2016 Libertarian Presidential Candidate
Actor and Business Owner
Libertarian Presidential Candidate Cecil Ince
 
An actor who makes his living pretending to be other people, Cecil Ince's desire to be President is very real. He's a Libertarian who frowns on encroachments upon personal liberty, and worries that the United States is taking an unhealthy globalist attitude in world affairs.

2016 Libertarian Presidential Candidate
Lawyer and Engineer
2016 Libertarian Candidate  Derrick Michael Reid
 
A hard worker with a bright mind that has brought him great academic advancement, Derrick Michael Reid is more at home solving equations than discussing politics. He has some fervent political opinions, mostly focusing on personal liberty, but his difficulties in communicating them promise to be a liability.

2016 Libertarian Presidential Candidate
Former Governor of New Mexico
2016 Libertarian Presidential Candidate Gary Johnson
 
The ex-construction company owner governed New Mexico for eight years, during which time, the state’s deficit was wiped out - without the aid of any new tax increases. He also memorably vetoed over 750 pieces of legislations to keep a check on the state government’s spending.

2016 Libertarian Presidential Candidate
Author and CEO
Libertarian Presidential Candidate 2016 Steve Kerbel
 
No fan of either the Republican or Democrat parties, Steve Kerbel holds to a defiantly Libertarian platform. He believes in personal freedom and accountability, with the absolute minimum of government necessary to keep the nation running. Kerbel is a pro-business candidate.

2016 Libertarian Presidential Candidate
Licensed Physician
Libertarian Presidential Candidate 2016 Marc Feldman
 
A minor candidate without a large financial backing, Marc Allan Feldman questions the prevailing wisdom that deep pockets are a prerequisite to victory in politics, contending that “votes are not for sale”. He is a Libertarian and opposes the fiscal policies of both major parties.

2016 Libertarian Presidential Candidate
Anti-Virus Pioneer and Privacy Advocate
Libertarian Candidate 2016 John McAfee
 
John McAfee has a questionable legal past marked by a murder investigation, but his professional contributions command respect. He developed the first commercial anti-virus software for computers, building a successful company on his accomplishment. He is running for president on a platform that emphasizes technology and privacy.

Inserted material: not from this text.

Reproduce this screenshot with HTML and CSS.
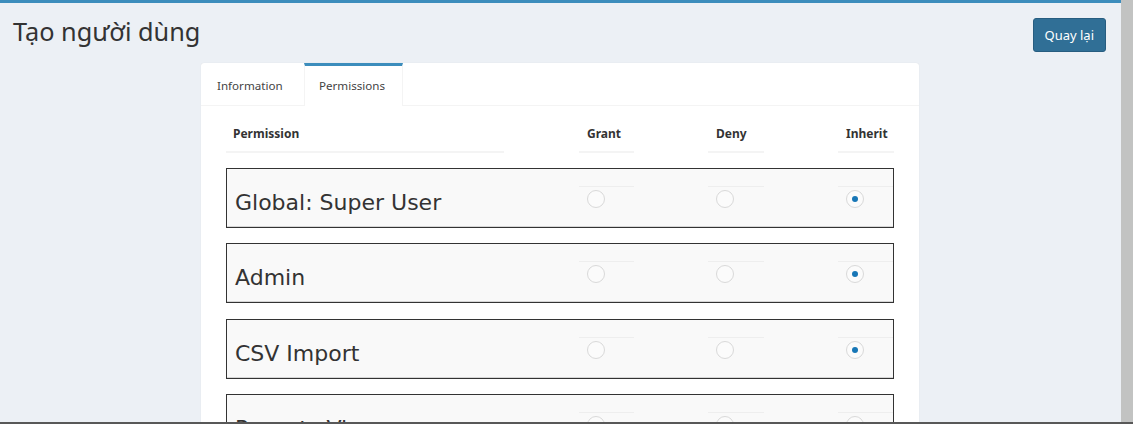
FILE: index.html
```html
<!DOCTYPE html>
<html lang="vi">
<head>
<meta charset="utf-8">
<title>Tạo người dùng</title>
<link rel="stylesheet" href="styles.css">
</head>
<body>
<div class="app">
  <div class="main">
    <div class="topbar"></div>
    <header class="page-head">
      <h1 class="page-title">Tạo người dùng</h1>
      <button class="btn-back" type="button">Quay lại</button>
    </header>
    <section class="card">
      <ul class="tabs">
        <li class="tab">Information</li>
        <li class="tab tab-active">Permissions</li>
      </ul>
      <div class="card-body">
        <div class="perm-head">
          <div class="th">Permission</div>
          <div class="th">Grant</div>
          <div class="th">Deny</div>
          <div class="th">Inherit</div>
        </div>
        <div class="perm-row">
          <div class="perm-name">Global: Super User</div>
          <div class="cell"><input class="radio" type="radio" name="p1"></div>
          <div class="cell"><input class="radio" type="radio" name="p1"></div>
          <div class="cell"><input class="radio" type="radio" name="p1" checked></div>
        </div>
        <div class="perm-row">
          <div class="perm-name">Admin</div>
          <div class="cell"><input class="radio" type="radio" name="p2"></div>
          <div class="cell"><input class="radio" type="radio" name="p2"></div>
          <div class="cell"><input class="radio" type="radio" name="p2" checked></div>
        </div>
        <div class="perm-row">
          <div class="perm-name">CSV Import</div>
          <div class="cell"><input class="radio" type="radio" name="p3"></div>
          <div class="cell"><input class="radio" type="radio" name="p3"></div>
          <div class="cell"><input class="radio" type="radio" name="p3" checked></div>
        </div>
        <div class="perm-row">
          <div class="perm-name">Reports View</div>
          <div class="cell"><input class="radio" type="radio" name="p4"></div>
          <div class="cell"><input class="radio" type="radio" name="p4"></div>
          <div class="cell"><input class="radio" type="radio" name="p4" checked></div>
        </div>
      </div>
    </section>
  </div>
  <div class="scroll-strip"></div>
</div>
</body>
</html>
```

FILE: styles.css
```css
* { box-sizing: border-box; }
html, body { margin: 0; padding: 0; }
body {
  font-family: "Noto Sans", "Open Sans", sans-serif;
  color: #333;
  background: #ecf0f5;
}
.app {
  display: flex;
  height: 424px;
  overflow: hidden;
  border-bottom: 2px solid #585858;
}
.main {
  flex: 1;
  background: #ecf0f5;
  overflow: hidden;
}
.scroll-strip {
  width: 12px;
  flex: none;
  background: #c2c3c2;
}
.topbar {
  height: 3px;
  background: #3c8dbc;
}
.page-head {
  display: flex;
  justify-content: space-between;
  align-items: flex-start;
  padding: 0 15px 0 13px;
}
.page-title {
  margin: 11px 0 0;
  font-size: 25.3px;
  font-weight: 400;
  line-height: 34px;
  color: #333;
}
.btn-back {
  margin-top: 15px;
  height: 34px;
  padding: 0 11px;
  font-family: "Noto Sans", sans-serif;
  font-size: 13px;
  color: #fff;
  background: #306f96;
  border: 1px solid #275d80;
  border-radius: 3px;
}
.card {
  width: 718px;
  margin: 11px 0 0 201px;
  background: #fff;
  border-radius: 3px;
  box-shadow: 0 0 1px rgba(0,0,0,0.12);
  height: 400px;
}
.tabs {
  display: flex;
  margin: 0;
  padding: 0;
  list-style: none;
  height: 43px;
  border-bottom: 1px solid #f4f4f4;
}
.tab {
  padding: 0 21px 0 16px;
  font-size: 11.6px;
  color: #444;
  border-top: 3px solid transparent;
  line-height: 39px;
  width: 103px;
}
.tab-active {
  width: 99px;
  padding: 0 0 0 14px;
  border-top-color: #3c8dbc;
  border-left: 1px solid #f4f4f4;
  border-right: 1px solid #f4f4f4;
  background: #fff;
  height: 43px;
}
.card-body {
  padding: 10px 25px 0;
}
.perm-head,
.perm-row {
  display: grid;
  grid-template-columns: 278px 55px 56px 56px;
  column-gap: 75px 74px;
}
.perm-head {
  grid-template-columns: 278px 75px 55px 74px 56px 74px 56px;
  column-gap: 0;
}
.th {
  padding: 9px 7px;
  font-size: 12px;
  font-weight: 700;
  line-height: 17px;
  border-bottom: 2px solid #f4f4f4;
}
.th + .th { grid-column: span 1; padding-left: 8px; }
.th:nth-child(2) { grid-column: 3; }
.th:nth-child(3) { grid-column: 5; }
.th:nth-child(4) { grid-column: 7; }
.perm-row {
  grid-template-columns: 277px 75px 55px 74px 56px 74px 55px;
  column-gap: 0;
  margin-top: 15.33px;
  height: 60px;
  background: #f9f9f9;
  border: 1px solid #333;
  box-shadow: inset 0 -1px 0 #d6d6d6;
  align-items: start;
}
.perm-row .cell:nth-child(2) { grid-column: 3; }
.perm-row .cell:nth-child(3) { grid-column: 5; }
.perm-row .cell:nth-child(4) { grid-column: 7; }
.perm-head + .perm-row { margin-top: 15px; }
.perm-name {
  padding: 21px 0 0 8px;
  font-family: "DejaVu Sans", sans-serif;
  font-size: 22px;
  line-height: 26px;
  color: #333;
  white-space: nowrap;
}
.cell {
  margin-top: 17px;
  padding: 3px 8px 0;
  border-top: 1px solid #eeeeee;
  height: 30px;
}
.radio {
  appearance: none;
  -webkit-appearance: none;
  display: block;
  margin: 0;
  width: 18px;
  height: 18px;
  border: 1px solid #d9d9d9;
  border-radius: 50%;
  background: #fbfbfb;
  position: relative;
}
.radio:checked::after {
  content: "";
  position: absolute;
  left: 5px;
  top: 5px;
  width: 6px;
  height: 6px;
  border-radius: 50%;
  background: #1776b6;
}
```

2016 Libertarian Presidential Candidate
Veteran and Spiritual Visionary
Libertarian Presidential Candidate 2016 Joy Waymire
 
Joy Waymire is a Godly woman who believes the Lord has shown her the way, even to the point of healing a slew of incurable medical conditions from which she once suffered. Politically, she is a straight-laced Libertarian, calling for little government and maximum personal freedom.